It’s crazy how little a million dollars will buy these days.
Georgia Bulldogs running back Keith Marshall (4) breaks a tackle during a run to the one yard line during the NCAA college football game between the Georgia Bulldogs and the Florida Atlantic Owls at Sanford Stadium in Athens, Ga., Saturday, Sept. 15, 2012. (AJ Reynolds/Staff)
For that kind of cash, it may have been courteous for Florida Atlantic to roll over at the opening kickoff on Saturday at Sanford Stadium. Instead, the Owls gave Georgia its money’s worth, if only for a half, spending much of the first two quarters hanging with the Bulldogs before Georgia pulled away for a 56-20 victory.
It looked like someone had been the watching film of Louisiana-Monroe’s recent overtime upset of then-No. 8 Arkansas, and it wasn’t Georgia.

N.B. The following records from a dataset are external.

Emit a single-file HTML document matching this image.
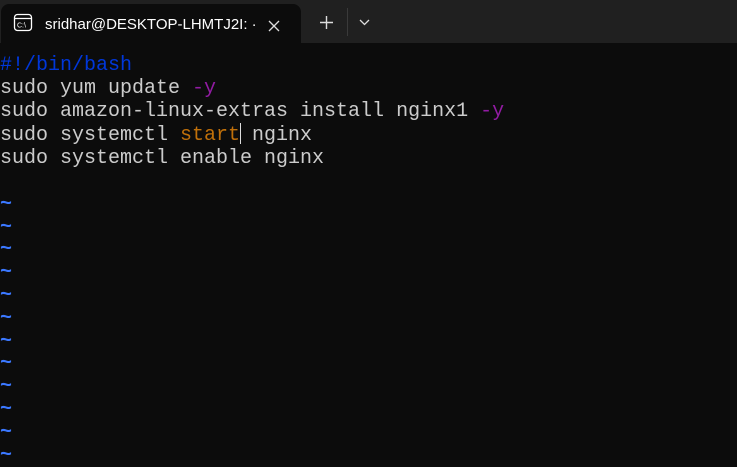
<!DOCTYPE html>
<html><head><style>
body{margin:0;width:737px;height:457px;background:#0c0c0c;overflow:hidden;position:relative;font-family:"Liberation Sans",sans-serif}
.bar{position:absolute;left:0;top:0;width:737px;height:43px;background:#202020}
.tab{position:absolute;left:1px;top:4px;width:300px;height:39px;background:#0c0c0c;border-radius:8px 8px 0 0}
.title{position:absolute;left:44px;top:12px;color:#fff;font-size:15px}
.term{position:absolute;left:0;top:55px;font-family:"Liberation Mono",monospace;font-size:20px;line-height:22.8px;color:#cccccc;white-space:pre}
.b{color:#0037da}.p{color:#921ba3}.o{color:#c0700a}.t{color:#3b78ff;font-weight:bold}
.cur{display:inline-block;width:1px;height:21px;background:#ddd;vertical-align:-4px;margin-right:-1px}
</style></head><body>
<div class="bar"><div class="tab">
<svg style="position:absolute;left:12px;top:9px" width="20" height="20" viewBox="0 0 20 20"><rect x="1.5" y="1.5" width="17" height="16" rx="3" fill="none" stroke="#fff" stroke-width="1.3"/><line x1="1.5" y1="5.5" x2="18.5" y2="5.5" stroke="#fff" stroke-width="1.2"/><text x="4" y="14.5" font-size="7" fill="#fff" font-family="Liberation Sans">C:\</text></svg>
<div class="title">sridhar@DESKTOP-LHMTJ2I: ·</div>
<svg style="position:absolute;left:267px;top:16px" width="12" height="12"><path d="M1 1L11 11M11 1L1 11" stroke="#ddd" stroke-width="1.3"/></svg>
</div>
<svg style="position:absolute;left:320px;top:16px" width="13" height="13"><path d="M6.5 0V13M0 6.5H13" stroke="#ddd" stroke-width="1.4"/></svg>
<div style="position:absolute;left:347px;top:8px;width:1px;height:28px;background:#3a3a3a"></div>
<svg style="position:absolute;left:359px;top:19px" width="11" height="7"><path d="M1 1L5.5 5.5L10 1" stroke="#ddd" stroke-width="1.3" fill="none"/></svg>
</div>
<div class="term"><span class="b">#!/bin/bash</span>
sudo yum update <span class="p">-y</span>
sudo amazon-linux-extras install nginx1 <span class="p">-y</span>
sudo systemctl <span class="o">start</span><span class="cur"></span> nginx
sudo systemctl enable nginx

<span class="t">~
~
~
~
~
~
~
~
~
~
~
~</span></div>
</body></html>
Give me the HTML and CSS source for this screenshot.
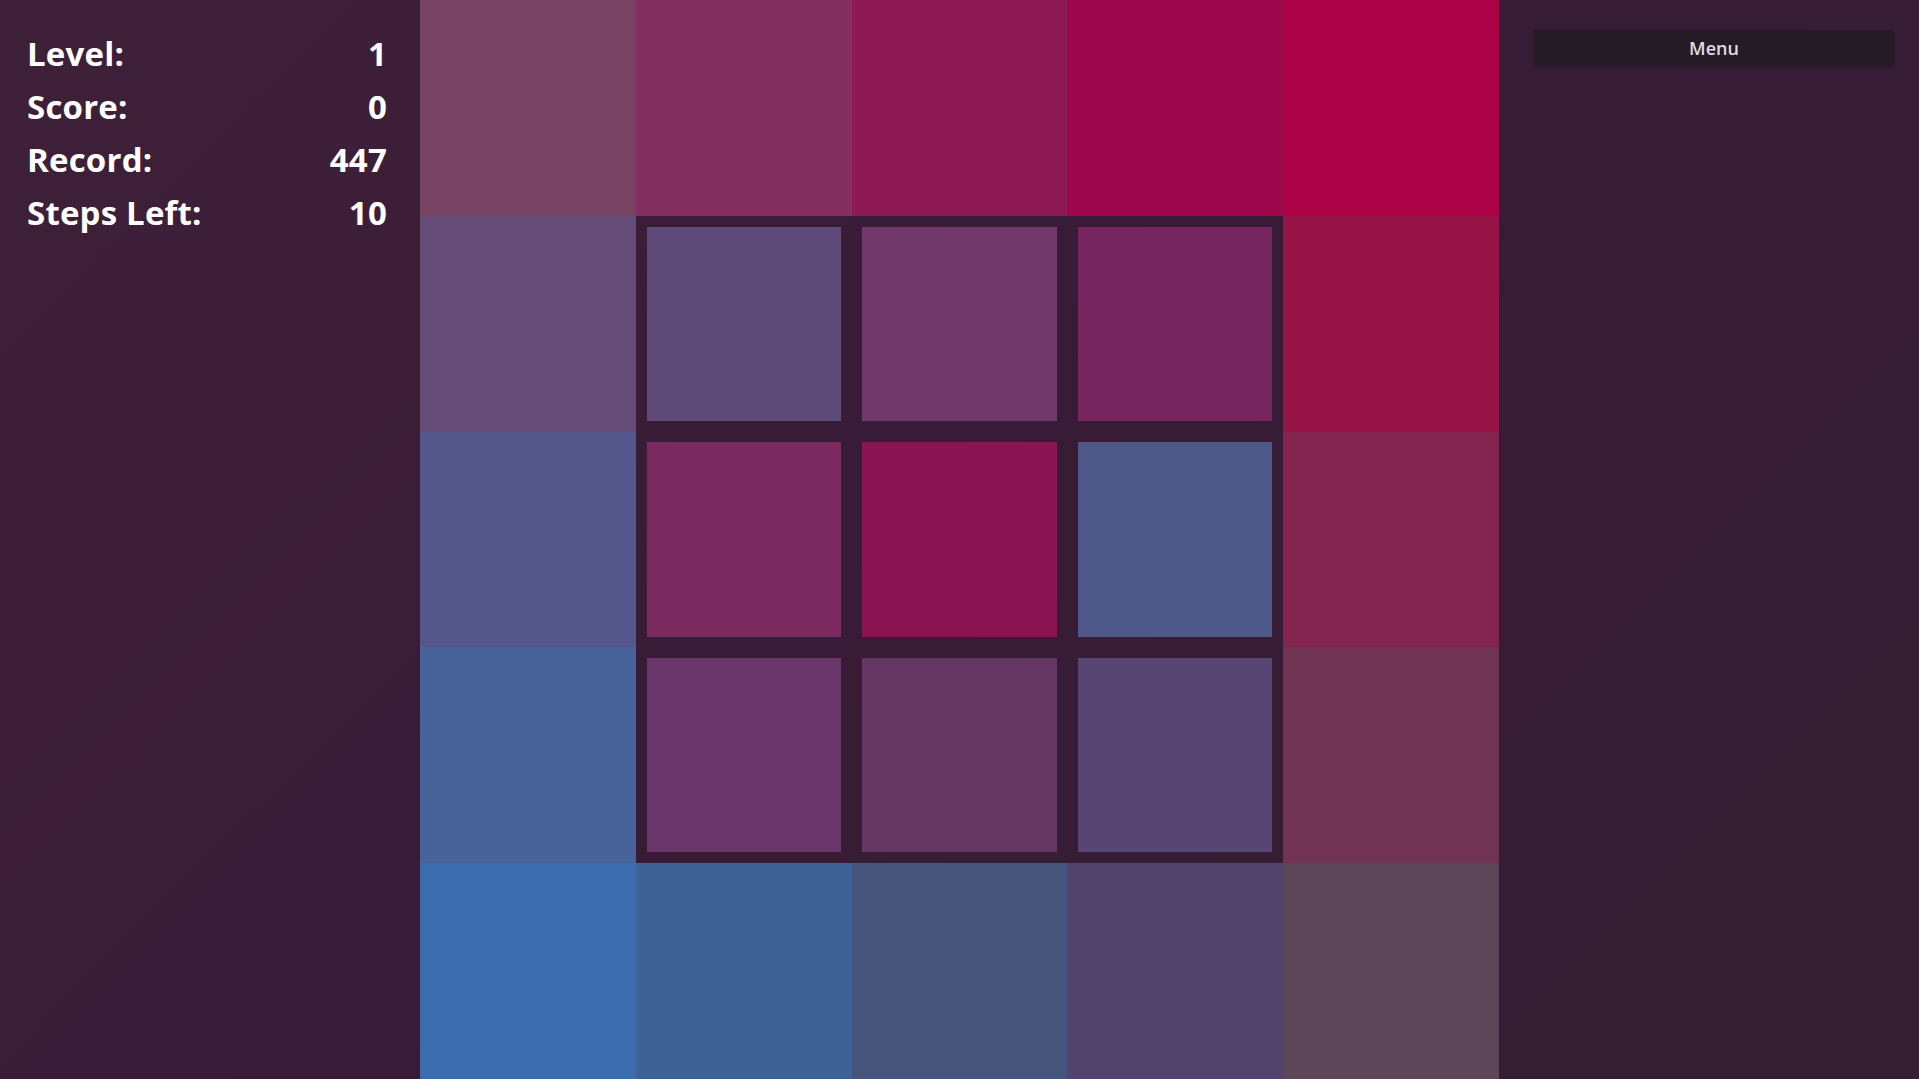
FILE: index.html
```html
<!DOCTYPE html>
<html lang="en">
<head>
<meta charset="utf-8">
<title>Colors</title>
<link rel="stylesheet" href="styles.css">
</head>
<body>
<div class="app">
  <aside class="stats">
    <div class="stat"><span>Level:</span><span>1</span></div>
    <div class="stat"><span>Score:</span><span>0</span></div>
    <div class="stat"><span>Record:</span><span>447</span></div>
    <div class="stat"><span>Steps Left:</span><span>10</span></div>
  </aside>
  <main class="board">
    <div class="cell c00"></div><div class="cell c01"></div><div class="cell c02"></div><div class="cell c03"></div><div class="cell c04"></div>
    <div class="cell c10"></div><div class="cell inner"><div class="tile c11"></div></div><div class="cell inner"><div class="tile c12"></div></div><div class="cell inner"><div class="tile c13"></div></div><div class="cell c14"></div>
    <div class="cell c20"></div><div class="cell inner"><div class="tile c21"></div></div><div class="cell inner"><div class="tile c22"></div></div><div class="cell inner"><div class="tile c23"></div></div><div class="cell c24"></div>
    <div class="cell c30"></div><div class="cell inner"><div class="tile c31"></div></div><div class="cell inner"><div class="tile c32"></div></div><div class="cell inner"><div class="tile c33"></div></div><div class="cell c34"></div>
    <div class="cell c40"></div><div class="cell c41"></div><div class="cell c42"></div><div class="cell c43"></div><div class="cell c44"></div>
  </main>
  <aside class="side">
    <button class="menu-btn">Menu</button>
  </aside>
</div>
</body>
</html>
```
FILE: styles.css
```css
html, body {
  margin: 0;
  padding: 0;
  height: 100%;
  overflow: hidden;
}
body {
  background: linear-gradient(135deg, #3f2039 0%, #381b36 45%, #331f31 100%);
  font-family: "Open Sans", Lato, sans-serif;
  color: #ffffff;
}
.app {
  display: grid;
  grid-template-columns: minmax(0, 1fr) auto minmax(0, 1fr);
  height: 100vh;
}
.stats {
  padding: 27px 33px 0 27px;
  display: flex;
  flex-direction: column;
}
.stat {
  display: flex;
  justify-content: space-between;
  font-size: 33px;
  font-weight: 700;
  line-height: 53px;
  letter-spacing: 0.2px;
}
.board {
  height: 100vh;
  aspect-ratio: 1 / 1;
  display: grid;
  grid-template-columns: repeat(5, 1fr);
  grid-template-rows: repeat(5, 1fr);
}
.cell {
  min-width: 0;
  min-height: 0;
}
.inner {
  display: flex;
  align-items: center;
  justify-content: center;
}
.tile {
  width: 90%;
  height: 90%;
}
.side {
  padding: 30px 25px 0 35px;
}
.menu-btn {
  display: block;
  width: 100%;
  height: 36px;
  border: none;
  border-radius: 3px;
  background: #251b27;
  color: #e2dae1;
  font-family: "Open Sans", Lato, sans-serif;
  font-size: 18px;
  font-weight: 600;
  box-shadow: 0 1px 3px rgba(0,0,0,0.25);
}
.c00 { background: #784263; }
.c01 { background: #832f60; }
.c02 { background: #8e1a54; }
.c03 { background: #9e064c; }
.c04 { background: #aa0244; }
.c10 { background: #654c76; }
.c11 { background: #5e4a78; }
.c12 { background: #71396b; }
.c13 { background: #77255e; }
.c14 { background: #961446; }
.c20 { background: #55578a; }
.c21 { background: #7b2a60; }
.c22 { background: #8a1552; }
.c23 { background: #4d5888; }
.c24 { background: #83234f; }
.c30 { background: #48629a; }
.c31 { background: #69376a; }
.c32 { background: #643862; }
.c33 { background: #574673; }
.c34 { background: #703353; }
.c40 { background: #3b6cae; }
.c41 { background: #3e6294; }
.c42 { background: #46547b; }
.c43 { background: #51446c; }
.c44 { background: #5e4659; }
```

The Owls – Sun Belt Conference kin of the Louisiana-Monroe – came to Athens with grandiose visions, and for a while, looked ready to capitalize on a flat-footed start by the Georgia defense.
When Georgia coach Mark Richt complimented the Owls after the game, it was more than just a pat on the back for a team the coach acknowledged did a good job making the Bulldogs a bit uncomfortable early in the game.
“I think that Coach (Carl) Pelini did a very good job of getting his team ready to play,” Richt said. “It was very obvious, especially offensively. They had an outstanding plan, and I was very impressed. They blocked well running the ball, they blocked well in their pass pro. The quarterback was deadly accurate. The ball was on he money, and guys were catching the ball.”
By the time a live look-in on the big screen at Sanford Stadium showed another Sun Belt Special – Western Kentucky defeated Kentucky 32-31 in overtime – the Owls were too deep to gain much inspiration, trailing Georgia 56-14 early in the fourth quarter.
But like all of Georgia’s opponents this season, the Owls made a game of it for the first half, a habit the Bulldogs might want to break before delving too deep into Southeastern Conference play.
“I don’t know (what happened in the first half), and that’s something we’ve got to figure out,” defensive lineman John Jenkins said. “We can’t allow that to happen for the rest of the season.”
FAU took advantage of a Georgia turnover late in the first quarter and, four plays later, scored on a 43-yard touchdown pass from Graham Wilbert to Damian Fortner to tie the game at 7. Georgia then marched 94 yards in five plays for a touchdown, and the Owls again had an answer, this time dissecting the Bulldogs’ defense for an 87-yard drive that saw FAU complete impressive plays – passes of 32 and 48 yards.
With every big FAU play, Georgia defenders exchanged disbelieving glances with one another, shrugging as they tried to assign a reason, or maybe blame, for the Owls’ unlikely success.
“I think it was more that we weren’t focused mentally a little bit, and some of us were just off key and weren’t running the right coverage,” said freshman linebacker Jordan Jenkins, who started for the first time as All-American Jarvis Jones nursed a groin injury. “I feel like we just messed around a little bit. In the second half, I definitely feel like we fine-tuned everything and played like we should have.”
Like Jenkins said, things eventually went back to normal. Georgia quarterback Aaron Murray continued shredding the Owls in the second half en route to a career-best day with 342 yards and two touchdowns passing and another pair of scores running the ball in from the 1-yard line. The Bulldogs’ defense settled in, finishing having forced eight punts and allowing FAU to 318 yards of offense and a mere six points in the second half.
Even when Aaron Murray threw a second-half interception in the end zone, linebacker Herrera needed one play to intercept a pass and barrel down the sideline for a touchdown. That’s when Georgia went back to looking like the kind of team that has to pay the FAU’s of the world to pay them a visit.
Ultimately, Georgia found its way to the blowout it shelled out for. The Bulldogs’ spot in the poll is probably safe for another week, and Georgia will face Vanderbilt next week at 3-0 for the first time since 2008.
And when it turned into mop-up duty, Georgia got the laboratory it wanted. Quarterbacks Christian LeMay and Parker Welch each had his impact of the season, even if neither was without flaw. The Bulldogs’ defense tested its depth and its youth with linebacker Jordan Jenkins getting his first start in place of All-American Jarvis Jones. Safety Sanders Commings and linebacker Chase Vasser were able to ease back into play.
And if nothing else, the Bulldogs learned a valuable lesson, particularly in the first half.
When you cut that check, you still only get what you play for.